To make it work, I've added the Confluent repo into my settings.xml file, but this will neither work for other people nor for the automated build process. Has anyone an idea on how to go around this?

ph commented 7 years ago

@consulthys Nothing prevent us from using gradle here to manage that dependency?

consulthys commented 7 years ago

@ph thanks for your answer. So you mean switching to gradle instead of rake to manage the dependent JAR libraries in this plugin?

ph commented 7 years ago

@consulthys Yup, gradle already allow you to manage multiple maven repo out of the box, if you look at the beats this is what we use.

There is only one caveat, you need to make sure that bundle exec rake vendor trigger the right gradle task to package the jars. This because our publish bot only know about that task and nothing about gradle. If you look at the beats Rakefile you will see how we do it.

consulthys commented 7 years ago

Thanks for the guidance @ph, I'll have a look and see how this can be done.
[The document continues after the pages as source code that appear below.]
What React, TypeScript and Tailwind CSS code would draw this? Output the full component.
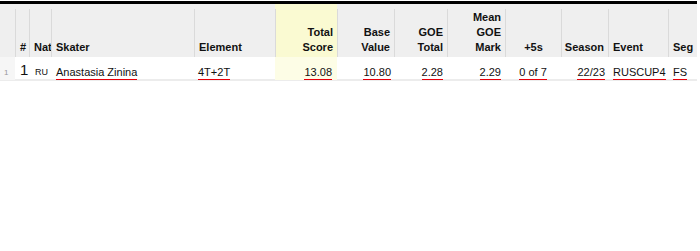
import React from 'react';

type Col = { label: string[]; align: 'left' | 'right' | 'center'; yellow?: boolean };

const cols: Col[] = [
  { label: [''], align: 'left' },
  { label: ['#'], align: 'left' },
  { label: ['Nat'], align: 'left' },
  { label: ['Skater'], align: 'left' },
  { label: ['Element'], align: 'left' },
  { label: ['Total', 'Score'], align: 'right', yellow: true },
  { label: ['Base', 'Value'], align: 'right' },
  { label: ['GOE', 'Total'], align: 'right' },
  { label: ['Mean', 'GOE', 'Mark'], align: 'right' },
  { label: ['+5s'], align: 'center' },
  { label: ['Season'], align: 'right' },
  { label: ['Event'], align: 'left' },
  { label: ['Seg'], align: 'left' },
];

const alignClass = {
  left: 'justify-start text-left',
  right: 'justify-end text-right',
  center: 'justify-center text-center',
};

const gridCols =
  'grid grid-cols-[15px_14px_22px_143px_81px_62px_57px_53px_58px_56px_47px_60px_29px]';

// red underline drawn as a separate 1px bar under the text
const Link: React.FC<{ children: React.ReactNode }> = ({ children }) => (
  <span className="inline-flex flex-col cursor-pointer">
    <span className="leading-[13px]">{children}</span>
    <span className="h-[1px] bg-red-600" />
  </span>
);

const App: React.FC = () => {
  return (
    <div className="w-[700px] h-[251px] bg-white font-['Liberation_Sans',Arial,sans-serif] text-[#111]">
      <div className="w-[697px] pt-[1px]">
        <div className="h-[3px] bg-black" />

        <div className={`${gridCols} bg-[#efefef] h-[53px]`}>
          {cols.map((c, i) => (
            <div key={i} className={`flex flex-col pt-[5px] ${c.yellow ? 'bg-[#fafad2]' : ''}`}>
              <div
                className={`flex-1 flex items-end px-[4px] pb-[2px] ${i > 0 ? 'border-l border-[#dadada]' : ''} ${alignClass[c.align]}`}
              >
                <div className="text-[11px] leading-[15px] font-bold whitespace-nowrap">
                  {c.label.map((l, j) => (
                    <div key={j}>{l}</div>
                  ))}
                </div>
              </div>
            </div>
          ))}
        </div>

        <div className={`${gridCols} h-[24px] border-b-2 border-[#ececec] text-[11px] leading-[15px]`}>
          <div className="bg-[#f6f6f6] pt-[8px] pl-[4px] text-[8px] leading-[15px] text-[#999]">1</div>
          <div className="pt-[4px] pl-[5px] text-[15px] leading-[17px]">1</div>
          <div className="pt-[8px] pl-[6px] text-[9px] leading-[15px]">RU</div>
          <div className="pt-[8px] pl-[5px]"><Link>Anastasia Zinina</Link></div>
          <div className="pt-[8px] pl-[4px]"><Link>4T+2T</Link></div>
          <div className="pt-[8px] pr-[5px] text-right bg-[#fdfde6]"><Link>13.08</Link></div>
          <div className="pt-[8px] pr-[3px] text-right"><Link>10.80</Link></div>
          <div className="pt-[8px] pr-[4px] text-right"><Link>2.28</Link></div>
          <div className="pt-[8px] pr-[4px] text-right"><Link>2.29</Link></div>
          <div className="pt-[8px] text-center"><Link>0 of 7</Link></div>
          <div className="pt-[8px] pr-[3px] text-right"><Link>22/23</Link></div>
          <div className="pt-[8px] pl-[5px]"><Link>RUSCUP4</Link></div>
          <div className="pt-[8px] pl-[5px]"><Link>FS</Link></div>
        </div>
      </div>
    </div>
  );
};

export default App;
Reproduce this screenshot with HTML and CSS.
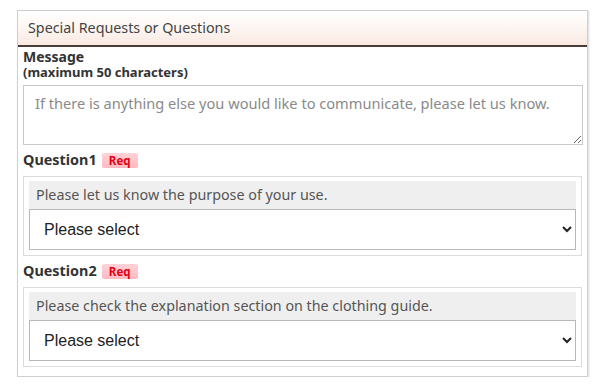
FILE: index.html
```html
<!DOCTYPE html>
<html lang="en">
<head>
    <meta charset="UTF-8">
    <title>Special Requests or Questions</title>
    <link rel="stylesheet" href="styles.css">
</head>
<body>
    <div class="panel">
        <div class="panel-head">Special Requests or Questions</div>
        <div class="panel-body">
            <div class="field-title">Message</div>
            <div class="field-note">(maximum 50 characters)</div>
            <textarea class="message" placeholder="If there is anything else you would like to communicate, please let us know."></textarea>

            <div class="q-title">Question1 <span class="req">Req</span></div>
            <div class="q-box">
                <div class="q-text">Please let us know the purpose of your use.</div>
                <select class="q-select">
                    <option>Please select</option>
                </select>
            </div>

            <div class="q-title">Question2 <span class="req">Req</span></div>
            <div class="q-box">
                <div class="q-text">Please check the explanation section on the clothing guide.</div>
                <select class="q-select">
                    <option>Please select</option>
                </select>
            </div>
        </div>
    </div>
</body>
</html>
```

FILE: styles.css
```css
* {
    margin: 0;
    padding: 0;
    box-sizing: border-box;
}

body {
    font-family: "Noto Sans", "Open Sans", sans-serif;
    color: #333;
    background: #fff;
    padding: 10px 0 0 17px;
}

.panel {
    width: 571px;
    border: 1px solid #cfcfcf;
    box-shadow: 1px 1px 2px rgba(0, 0, 0, 0.15);
}

.panel-head {
    height: 36px;
    line-height: 34px;
    padding-left: 10px;
    font-size: 14.3px;
    color: #444;
    background: linear-gradient(to bottom, #fff 0%, #fdf6f2 50%, #f9e9e2 100%);
    border-bottom: 2px solid #4a3b35;
}

.panel-body {
    padding: 1px 4px 9px 5px;
}

.field-title {
    font-size: 14px;
    font-weight: bold;
    line-height: 17px;
}

.field-note {
    font-size: 13px;
    font-weight: bold;
    line-height: 15px;
}

.message {
    display: block;
    width: 560px;
    height: 60px;
    margin-top: 5px;
    padding: 7px 11px;
    border: 1px solid #c8c8c8;
    font-family: inherit;
    font-size: 14.6px;
    line-height: 20px;
    resize: vertical;
}

.message::placeholder {
    color: #8a8a8a;
}

.q-title {
    font-size: 14.4px;
    font-weight: bold;
    line-height: 16px;
    margin: 7px 0 8px;
    display: flex;
    align-items: center;
    gap: 5px;
}

.req {
    display: inline-block;
    width: 36px;
    text-align: center;
    background: linear-gradient(to bottom, #ffd3d8 0%, #ffb9c1 100%);
    color: #e60012;
    font-size: 11.5px;
    font-weight: bold;
    line-height: 15px;
    border-radius: 2px;
}

.q-box {
    width: 559px;
    border: 1px solid #dcdcdc;
    padding: 4px 5px 5px;
}

.q-text {
    background: #efefef;
    font-size: 14.3px;
    color: #555;
    line-height: 28px;
    padding-left: 7px;
}

.q-select {
    display: block;
    width: 547px;
    height: 41px;
    padding: 0 10px;
    border: 1px solid #b8b8b8;
    border-radius: 0;
    background: #fff;
    font-family: "Liberation Sans", Arial, sans-serif;
    font-size: 16px;
    color: #222;
}
```
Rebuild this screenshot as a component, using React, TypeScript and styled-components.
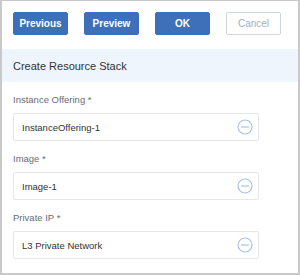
import React from "react";
import styled, { createGlobalStyle } from "styled-components";

const GlobalStyle = createGlobalStyle`
  html, body {
    margin: 0;
    padding: 0;
    background: #ffffff;
  }
  body {
    font-family: "Liberation Sans", Arial, sans-serif;
  }
`;

const Root = styled.div`
  width: 300px;
  height: 275px;
  box-sizing: border-box;
  border-style: solid;
  border-color: #c9c9c9;
  border-width: 1px 2px 2px 2px;
  background: #fff;
  overflow: hidden;
`;

const Toolbar = styled.div`
  display: grid;
  grid-template-columns: repeat(4, 55px);
  column-gap: 16px;
  padding: 11px 0 0 11px;
`;

const Button = styled.button<{ $ghost?: boolean }>`
  height: 23px;
  padding: 0;
  border-radius: 2px;
  font-family: "Liberation Sans", Arial, sans-serif;
  font-size: 10px;
  font-weight: ${(p) => (p.$ghost ? "normal" : "bold")};
  color: ${(p) => (p.$ghost ? "#a7aebc" : "#ffffff")};
  background: ${(p) => (p.$ghost ? "#ffffff" : "#3d70b8")};
  border: 1px solid ${(p) => (p.$ghost ? "#d0d5df" : "#3d70b8")};
  outline: none;
  cursor: pointer;
`;

const Header = styled.div`
  margin-top: 14px;
  height: 33px;
  display: flex;
  align-items: center;
  padding-left: 11px;
  background: #eef5fd;
  color: #333;
  font-size: 11px;
`;

const Form = styled.div`
  display: flex;
  flex-direction: column;
  gap: 11px;
  padding: 11px 0 0 11px;
`;

const Field = styled.div`
  display: flex;
  flex-direction: column;
  gap: 6px;
`;

const Label = styled.label`
  font-size: 9.5px;
  line-height: 14px;
  color: #676d76;
`;

const Input = styled.div`
  width: 246px;
  height: 28px;
  box-sizing: border-box;
  border: 1px solid #e4e7ee;
  border-radius: 2px;
  display: flex;
  align-items: center;
  justify-content: space-between;
  padding: 0 5px 0 8px;
  font-size: 9.5px;
  color: #333;
`;

const RemoveIcon = () => (
  <svg width="16" height="16" viewBox="0 0 16 16">
    <circle cx="8" cy="8" r="7" fill="none" stroke="#a8c3e8" strokeWidth="1.2" />
    <line x1="4" y1="8" x2="12" y2="8" stroke="#a8c3e8" strokeWidth="1.2" />
  </svg>
);

const fields = [
  { label: "Instance Offering *", value: "InstanceOffering-1" },
  { label: "Image *", value: "Image-1" },
  { label: "Private IP *", value: "L3 Private Network" },
];

export default function App() {
  return (
    <>
      <GlobalStyle />
      <Root>
        <Toolbar>
          <Button>Previous</Button>
          <Button>Preview</Button>
          <Button>OK</Button>
          <Button $ghost>Cancel</Button>
        </Toolbar>
        <Header>Create Resource Stack</Header>
        <Form>
          {fields.map((f) => (
            <Field key={f.label}>
              <Label>{f.label}</Label>
              <Input>
                <span>{f.value}</span>
                <RemoveIcon />
              </Input>
            </Field>
          ))}
        </Form>
      </Root>
    </>
  );
}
consulthys commented 7 years ago

So we have a Spring Integration application that produces bulk ES messages into a Kafka topic and a Logstash process that consumes that topic. Both the Java producer and the Logstash consumer have the interceptor.classes setting enabled so they can send monitoring metrics to the Confluent Control Center.

Here is a quick glimpse at what this new feature enables: real-time topic production/consumption monitoring ;-)

capture d ecran 2017-06-13 a 09 36 48

consulthys commented 7 years ago

One issue I see with this, though, is that if we allow anyone to specify this setting they can only reference a Java class that's been pre-packaged with the plugin (currently only the Confluent monitoring-interceptors package). This makes this feature a bit awkward to use.

Does anyone have any idea on how to go around this limitation?